I've listed part numbers (current August 2006) which, once you've created an account, you can enter into the 'quick order' form. (please note that the resistors are supplied in packs of 100)
What LEDs to use
Your choice of LED's really depends on what you want to do, how much you want to spend and so on. If you really don't know what you need or where to find suitable LEDs then you might like to try the ones listed below. Although they are rated with a working forward current of 75mA I recommend you stick to around 35mA. If you use these LED's then I'd suggest using the LED current limiting resistors listed.
As an alternative to the 2N7000 MOSFET used for Q1,2,3 & 4 you can substitute a BS170 MOSFET.

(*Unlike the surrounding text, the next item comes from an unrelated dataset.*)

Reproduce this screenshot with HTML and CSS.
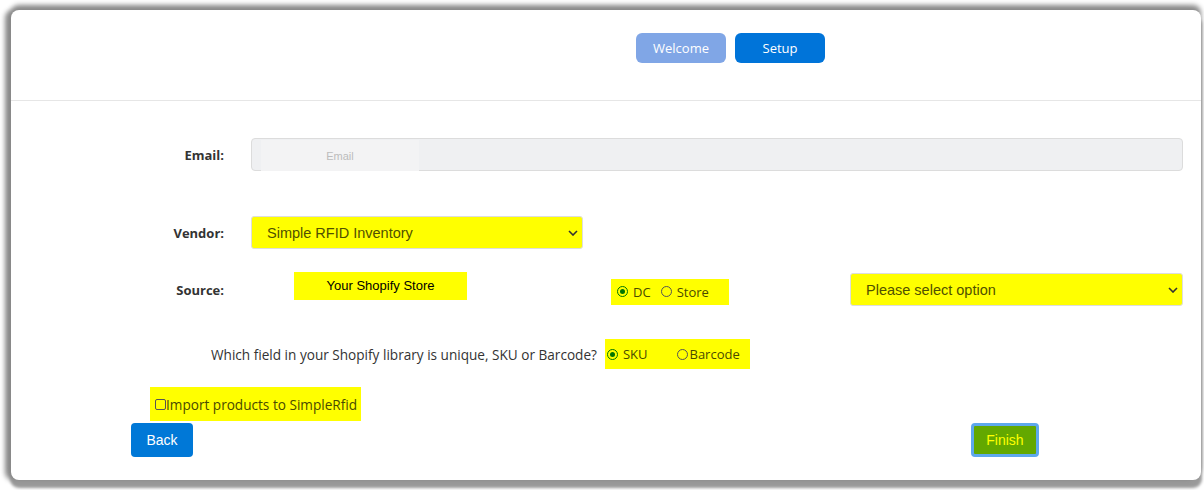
FILE: index.html
```html
<!DOCTYPE html>
<head>
    <title>Setup</title>
    <link rel="stylesheet" href="styles.css">
</head>
<body>
    <div class="card">
        <div class="steps">
            <button class="step done">Welcome</button>
            <button class="step active">Setup</button>
        </div>
        <div class="form">
            <div class="row email-row">
                <label class="label">Email:</label>
                <div class="email-box">
                    <input class="email-input" placeholder="Email" readonly>
                </div>
            </div>
            <div class="row vendor-row">
                <label class="label">Vendor:</label>
                <div class="select vendor-select">
                    <span>Simple RFID Inventory</span>
                    <svg class="chev" width="10" height="6" viewBox="0 0 10 6"><path d="M1 1l4 4 4-4" fill="none" stroke="#333" stroke-width="1.6"/></svg>
                </div>
            </div>
            <div class="row source-row">
                <label class="label">Source:</label>
                <div class="store mark">Your Shopify Store</div>
                <div class="radios mark dc">
                    <span class="radio on"></span><span class="rtext">DC</span>
                    <span class="radio"></span><span class="rtext">Store</span>
                </div>
                <div class="select option-select">
                    <span>Please select option</span>
                    <svg class="chev" width="10" height="6" viewBox="0 0 10 6"><path d="M1 1l4 4 4-4" fill="none" stroke="#333" stroke-width="1.6"/></svg>
                </div>
            </div>
            <div class="row question-row">
                <span class="question">Which field in your Shopify library is unique, SKU or Barcode?</span>
                <div class="radios mark sku">
                    <span class="radio on"></span><span class="rtext">SKU</span>
                    <span class="radio gap"></span><span class="rtext">Barcode</span>
                </div>
            </div>
            <div class="row import-row">
                <div class="import mark">
                    <span class="check"></span>Import products to SimpleRfid
                </div>
            </div>
            <div class="row buttons">
                <button class="btn back">Back</button>
                <button class="btn finish">Finish</button>
            </div>
        </div>
    </div>
</body>
</html>
```
FILE: styles.css
```css
html {
    background-color: #fff;
}
body {
    margin: 0;
    padding: 10px 3px 10px 11px;
    min-height: 100vh;
    box-sizing: border-box;
    font-family: "Open Sans", "Noto Sans", sans-serif;
    overflow: hidden;
}
.card {
    height: 470px;
    background-color: #fff;
    border-radius: 8px;
    box-shadow: 0 -5px 5px 0 #8a8a8a, -6px 0 5px 0 #8a8a8a, 0 7px 3px 1px #9a9a9a;
    box-sizing: border-box;
}
.steps {
    display: flex;
    gap: 9px;
    padding: 23px 0 0 625px;
    height: 91px;
    box-sizing: border-box;
    border-bottom: 1px solid #e6e6e6;
}
.step {
    width: 90px;
    height: 30px;
    border: none;
    border-radius: 6px;
    color: #fff;
    font-family: "Open Sans", sans-serif;
    font-size: 13px;
}
.done {
    background-color: #80a6e6;
}
.active {
    background-color: #0074d9;
}
.form {
    padding: 0 18px 0 139px;
}
.row {
    display: flex;
    align-items: center;
}
.label {
    width: 74px;
    margin-right: 27px;
    text-align: right;
    font-weight: bold;
    font-size: 13px;
    color: #333;
}
.email-row {
    margin-top: 37px;
}
.email-box {
    flex: 1;
    height: 33px;
    background-color: #eff0f2;
    border: 1px solid #dcdcdc;
    border-radius: 4px;
    box-sizing: border-box;
    padding: 1px 0 0 9px;
}
.email-input {
    width: 154px;
    height: 29px;
    border: none;
    background-color: #f3f3f4;
    text-align: center;
    font-family: "Liberation Sans", Arial, sans-serif;
    font-size: 11px;
    outline: none;
}
.email-input::placeholder {
    color: #bcbcbc;
}
.select {
    display: flex;
    align-items: center;
    justify-content: space-between;
    height: 33px;
    box-sizing: border-box;
    border: 1px solid #ddd;
    border-radius: 3px;
    background-color: #ffff00;
    color: #505000;
    font-family: "Liberation Sans", Arial, sans-serif;
    font-size: 14.5px;
    padding: 0 4px 0 15px;
}
.vendor-row {
    margin-top: 45px;
}
.vendor-select {
    width: 332px;
}
.mark {
    background-color: #ffff00;
}
.source-row {
    margin-top: 23px;
    height: 35px;
}
.store {
    margin-left: 43px;
    width: 173px;
    height: 28px;
    line-height: 28px;
    text-align: center;
    font-family: "Liberation Sans", Arial, sans-serif;
    font-size: 13px;
    color: #000;
    align-self: flex-start;
}
.radios {
    display: flex;
    align-items: center;
    font-size: 13px;
    color: #4a4a00;
}
.dc {
    margin-left: 144px;
    height: 26px;
    padding: 0 10px 0 6px;
    margin-top: 4px;
}
.radio {
    width: 11px;
    height: 11px;
    border: 1px solid #555;
    border-radius: 50%;
    margin-right: 5px;
    box-sizing: border-box;
    position: relative;
}
.radio.on {
    border-color: #007500;
}
.radio.on::after {
    content: "";
    position: absolute;
    left: 2px;
    top: 2px;
    width: 5px;
    height: 5px;
    border-radius: 50%;
    background-color: #007500;
}
.dc .rtext {
    margin-right: 10px;
}
.option-select {
    margin-left: auto;
    width: 333px;
}
.question-row {
    margin-top: 32px;
    padding-left: 61px;
}
.question {
    font-size: 13.6px;
    color: #333;
}
.sku {
    margin-left: 8px;
    height: 30px;
    padding: 0 10px 0 2px;
}
.radio.gap {
    margin-left: 29px;
    margin-right: 2px;
}
.import-row {
    margin-top: 18px;
}
.import {
    display: flex;
    align-items: center;
    height: 34px;
    padding: 0 4px 0 5px;
    font-size: 13.6px;
    color: #4a4a00;
}
.check {
    width: 11px;
    height: 11px;
    border: 1px solid #555;
    border-radius: 2px;
    box-sizing: border-box;
}
.buttons {
    margin-top: 2px;
    margin-left: -19px;
}
.btn {
    height: 34px;
    border: none;
    border-radius: 4px;
    font-family: "Liberation Sans", Arial, sans-serif;
    font-size: 14px;
    cursor: pointer;
}
.back {
    width: 62px;
    background-color: #0078d7;
    color: #fff;
}
.finish {
    width: 68px;
    margin-left: 778px;
    background-color: #63a800;
    color: #ffff00;
    border: 3px solid #5ea8ec;
}
```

If you do this, you must take care to install them correctly. The PCB overlay shows the orientation for a 2N7000. If you use the BS170 you must install them the opposite way round to that shown on the overlay as the Source and Drain connections are reversed.
What PSU to use
The circuit is designed to work with a 12V power supply and this must be a 12 volt regulated DC PSU. The output voltage must be 12 volts under all load conditions; that is whether you have nothing connected to it or several devices attached the output should remain a nominal 12 volts.
The PSU listed below should be adequate for running up to 3 RGB LED Drivers. You should calculate the total current drawn by the LEDs you have used to ensure it is within the rated output of this PSU. A suitable DC power socket to use with it is also listed.
Disclaimer. The part numbers are provided here in good faith but it is up to you to ensure that what you are ordering is both correct and suitable for the intended application.
I am in no way associated with Rapid Electronics. I buy from them myself and have found that they provide reliable and consistently good service and the components are reasonably priced. All the components used in this project are available from other suppliers.